Let the time be divided into equal parts, and in the first part of the time let a body by its inherent force describe the straight line AB. In the second part of the time, if nothing hindered it, this body would (by Law 1) go straight to c… but when the body comes to B, let a centripetal [impulse] force act and make the body deviate from the straight line Bc and proceed in the straight line BC…

 

He then explains how Law 2 (and its Corollaries) tell us the position of C, which relates the amount of force applied to the body to the amount of distance between c and C. Thus, Law 1 is needed to tell us what the unchanged state of motion consists of, which would put the body at c, and then from the applied force and Law 2 we can infer the position C resulting from the changed state of motion. We could not even begin to do this if we didn’t know what a state of motion is. In other words, it wouldn’t even be possible to apply Law 2 (it has no meaning) without Law 1 telling us what constitutes an unchanging state of motion. Law 2 tells us the difference between the unforced state and the forced state, but it doesn’t tell us what the unforced state is, so by itself it doesn’t tell us the forced state either. Something like Law 1 is essential.

 

Having said this, there are some important considerations to be mentioned. First, the phrase “uniformly straight” is undefined, and Newton himself famously commented that “geometry doesn’t teach us to draw straight lines, but requires them to be drawn”. In pure mathematics one can take an abstract axiomatic approach to defining things like “point” and “line”, but in physics the notions of “straight line” and “uniform speed” are ultimately derived from physical phenomena, things such as rays of light.

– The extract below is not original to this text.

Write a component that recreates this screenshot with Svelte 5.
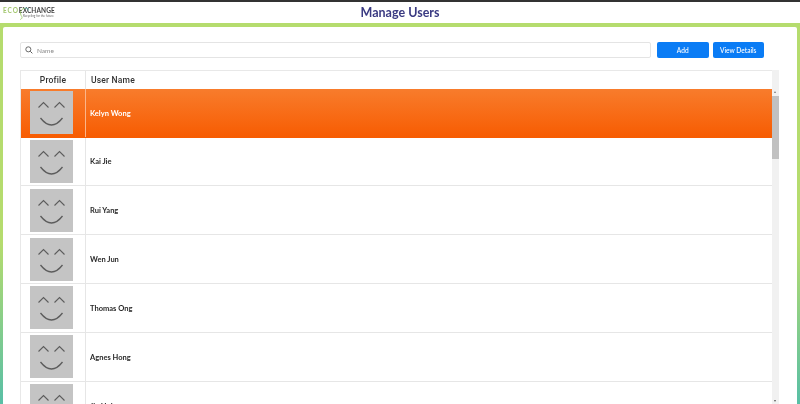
<script>
  const users = ["Kelyn Wong", "Kai Jie", "Rui Yang", "Wen Jun", "Thomas Ong", "Agnes Hong", "Jia Hui"];
  let selected = $state(0);
</script>

{#snippet face()}
  <svg class="avatar" viewBox="0 0 43 43" aria-hidden="true">
    <rect width="43" height="43" fill="#c4c4c4" />
    <path d="M8.500 16.500 L13.500 11.500 L18.500 16.500 M24.500 16.500 L29.500 11.500 L34.500 16.500" fill="none" stroke="#5c5c5c" stroke-width="1.100" />
    <path d="M10.500 27 Q21.500 41 32.500 27" fill="none" stroke="#5c5c5c" stroke-width="1.300" />
  </svg>
{/snippet}

<div class="page">
  <header class="topbar">
    <div class="logo">
      <svg class="swoosh" viewBox="0 0 20 18" aria-hidden="true">
        <path d="M13 2 C7 3 6 9 9 13 C10 15 9 16 7 17" fill="none" stroke="#8cc152" stroke-width="1" />
        <path d="M13 2 C16 1 18 3 18 5" fill="none" stroke="#3fa9a0" stroke-width="1" />
      </svg>
      <div class="logo-text">
        <div class="logo-name"><span class="eco">ECO</span><span class="ex">EXCHANGE</span></div>
        <div class="logo-tag">Recycling for the future</div>
      </div>
    </div>
    <h1>Manage Users</h1>
  </header>

  <main class="panel">
    <div class="toolbar">
      <label class="search">
        <svg viewBox="0 0 12 12" width="8" height="8" aria-hidden="true">
          <circle cx="5" cy="5" r="3.800" fill="none" stroke="#555" stroke-width="1.300" />
          <path d="M8 8 L11 11" stroke="#555" stroke-width="1.500" />
        </svg>
        <input placeholder="Name" />
      </label>
      <button>Add</button>
      <button>View Details</button>
    </div>

    <div class="table-wrap">
      <div class="table">
        <div class="row head">
          <div class="col-profile">Profile</div>
          <div class="col-name">User Name</div>
        </div>
        {#each users as user, i}
          <button class="row" class:active={selected === i} onclick={() => (selected = i)}>
            <div class="col-profile">{@render face()}</div>
            <div class="col-name">{user}</div>
          </button>
        {/each}
      </div>
      <div class="scrollbar">
        <span class="arrow up"></span>
        <span class="thumb"></span>
        <span class="arrow down"></span>
      </div>
    </div>
  </main>
</div>

<style>
  :global(body) {
    overflow: hidden;
  }

  .page {
    width: 800px;
    height: 404px;
    overflow: hidden;
    display: flex;
    flex-direction: column;
    border-top: 2px solid #333;
    box-sizing: border-box;
    font-family: Lato, "Open Sans", sans-serif;
    background: linear-gradient(180deg, #b5dc6e 0%, #b5dc6e 60%, #58bfa6 100%);
    will-change: transform;
  }

  .topbar {
    height: 21px;
    flex: none;
    background: #fff;
    display: flex;
    align-items: center;
    justify-content: center;
    position: relative;
  }

  h1 {
    margin: 0;
    font-size: 12.500px;
    font-weight: 700;
    color: #3a3a82;
    padding-bottom: 1px;
  }

  .logo {
    position: absolute;
    left: 3px;
    top: 3px;
    display: flex;
  }

  .swoosh {
    position: absolute;
    left: 12px;
    top: 1px;
    width: 15px;
    height: 15px;
  }

  .logo-text {
    line-height: 1;
  }

  .logo-name {
    font-size: 6.500px;
    font-weight: 700;
    padding-top: 3px;
  }

  .eco {
    color: #a3c76f;
    letter-spacing: 0.900px;
  }

  .ex {
    color: #444;
    letter-spacing: 0.100px;
  }

  .logo-tag {
    font-size: 3px;
    color: #666;
    margin-left: 20px;
  }

  .panel {
    flex: 1;
    min-height: 0;
    margin: 4px 3px 0;
    background: #fff;
    border-radius: 2px 2px 0 0;
    padding: 15px 17px 0;
    display: flex;
    flex-direction: column;
    gap: 12px;
  }

  .toolbar {
    display: flex;
    gap: 4px;
    width: 744px;
    height: 16px;
    flex: none;
  }

  .search {
    width: 631px;
    margin-right: 2px;
    box-sizing: border-box;
    border: 1px solid #e4e4e4;
    border-radius: 2px;
    display: flex;
    align-items: center;
    gap: 4px;
    padding-left: 4px;
  }

  .search input {
    border: 0;
    outline: 0;
    flex: 1;
    min-width: 0;
    padding: 0;
    font: 6.500px Lato, sans-serif;
    color: #333;
  }

  .search input::placeholder {
    color: #888;
  }

  .toolbar button {
    flex: 1;
    border: 0;
    border-radius: 2px;
    background: #0a7cf5;
    color: #fff;
    font: 500 6.600px Lato, sans-serif;
    padding: 0;
  }

  .table-wrap {
    flex: 1;
    min-height: 0;
    display: flex;
    overflow: hidden;
    width: 759px;
  }

  .table {
    width: 752px;
    flex: none;
    box-sizing: border-box;
    border: 1px solid #e8e8e8;
    border-bottom: 0;
    border-right: 0;
  }

  .row {
    display: flex;
    width: 100%;
    height: 48.850px;
    padding: 0;
    border: 0;
    border-bottom: 1px solid #e6e6e6;
    background: #fff;
    box-sizing: border-box;
    text-align: left;
    font: 700 7.500px Lato, sans-serif;
    color: #2a2a2a;
  }

  .row.head {
    height: 17.700px;
    border-bottom: 0;
    font: 500 8.500px Roboto, sans-serif;
    color: #333;
    letter-spacing: 0.2px;
  }

  .row.active {
    background: linear-gradient(180deg, #f87c2c 0%, #f75c02 100%);
    color: #fff;
    border-bottom-color: #f75c02;
  }

  .col-profile {
    width: 65px;
    flex: none;
    display: flex;
    align-items: center;
    justify-content: center;
    border-right: 1px solid #e6e6e6;
    box-sizing: border-box;
    padding-right: 3px;
  }

  .head .col-profile {
    padding-right: 0;
  }

  .active .col-profile {
    border-right-color: #fbb58a;
  }

  .col-name {
    flex: 1;
    display: flex;
    align-items: center;
    padding: 1px 0 0 4px;
  }

  .head .col-name {
    padding: 0 0 0 5px;
  }

  .avatar {
    width: 43px;
    height: 43px;
    display: block;
  }

  .scrollbar {
    width: 7px;
    flex: none;
    background: #f1f1f1;
    position: relative;
  }

  .thumb {
    position: absolute;
    left: 0;
    right: 0;
    top: 26px;
    height: 63px;
    background: #c1c1c1;
  }

  .arrow {
    position: absolute;
    left: 2px;
    width: 0;
    height: 0;
    border-left: 1.500px solid transparent;
    border-right: 1.500px solid transparent;
  }

  .arrow.up {
    top: 21px;
    border-bottom: 2px solid #777;
  }

  .arrow.down {
    bottom: 2px;
    border-top: 2px solid #555;
  }
</style>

Indeed, freely moving particles can be used to define straight lines and uniform speeds, so there is a certain circularity in the assertion that free particles move at uniform speed in straight lines. The usefulness of the inductive-deductive process is that large classes of phenomena share the same senses of “spatially straight” and “temporally uniform”, so these primitive concepts can be inferred from a small set of phenomena, and then applied to all phenomena. This is why the scientific method isn’t entirely circular or tautological. The principle of inertia serves as a highly successful organizing principle for our experience.

 

One reason modern readers often become confused is that they are naively taught Law 2 in the (non-relativistic) form F = m dx2/dt2, which seems to imply that merely setting F=0 would yield Law 1, meaning a body with no external forces applied to it has no acceleration, so one may say it moves at uniform speed in a straight line. However, this only represents consistency, not redundancy. The stated equation, with no further specification, actually has no meaning, because we haven’t specified the coordinate system x,t. There are many systems of coordinates for which that equation is not valid. It is valid only in terms of a very special class of coordinate systems x,t called standard inertial coordinate systems, taken to represent rectilinear spatial coordinates and uniform time coordinates. Law 1 essentially specifies and defines these coordinates, by identifying “straight lines and uniform speed” with the motions of free bodies. Law 3 also plays an essential role in defining standard inertial coordinate systems by establishing the temporal foliation based on inertial synchronization. We stipulate that inertia is isotropic in terms of these special coordinate systems. For example, Law 3 implies that identical particles acting to repel each other from rest in a given frame will reach equal speeds and distances in equal times, so they can be used to inertially synchronize clocks.

 

As an aside, we note that, at least arguably, Newton’s form of Law 2 relates the applied force to changes in what he elsewhere called the “quantity of motion”, which isn’t just velocity v, it is what we call momentum, mv. The precise wording used by Newton is slightly ambiguous, complicated by the distinction between impulse forces and continuous forces, but on the usual reading, his Law 2 was F = d(mv)/dt, so the case F=0 doesn’t unambiguously map to dv/dt=0, because m might also change such that mv is constant while v is changing. Indeed, with special relativity we know that the relation F=ma is wrong, if m is considered constant. A particle subjected to a constant force does not exhibit constant acceleration in terms of any standard inertial coordinate system. Historians differ as to whether Newton’s phrase “change in motion” in his statement of Law 2 can be assumed to be referring to a change in the quantity of motion, or should be interpreted as just referring to kinematic acceleration, but most readers assume the former.

 

Of course, Newton never suggested that the “inherent force of matter” might depend on the state of motion of the body. He clearly believed that an elementary particle of matter subjected to a constant force would exhibit constant acceleration in terms of any standard system of inertial coordinates. He made this clear by proving that bodies move among themselves in exactly the same way, whether they be referred to what he called absolute rest or to a system moving at uniform speed in a straight line. In Book 3 of Principia, Newton famously identified the center of mass of the solar system as the absolute rest frame, but it’s overlooked that he said we could equally well use any frame that is moving uniformly in a straight line relative to this frame, and that the choice of the solar system’s center of mass was purely conventional. In his proof of Proposition 11 in Book 3 he says the center of mass of the solar system is either at rest or moves uniformly in a straight line, and he says we can hypothesize that “the center of the word” is immoveable (breaking his own rule against unsubstantiated hypotheses). His purpose was not to establish some metaphysical sense of absolute rest, but rather to refute the common view that either the Sun or the Earth were the center of the world. He was explaining that neither of those are the (inertial) center, but rather the center of mass of the solar system, which is indeed the closest approximation to a perfectly inertial system in our vicinity within the galaxy. Needless to say, Newton didn’t know about our galaxy, let alone other galaxies, so his focus on the solar system as “the system of the world” is understandable.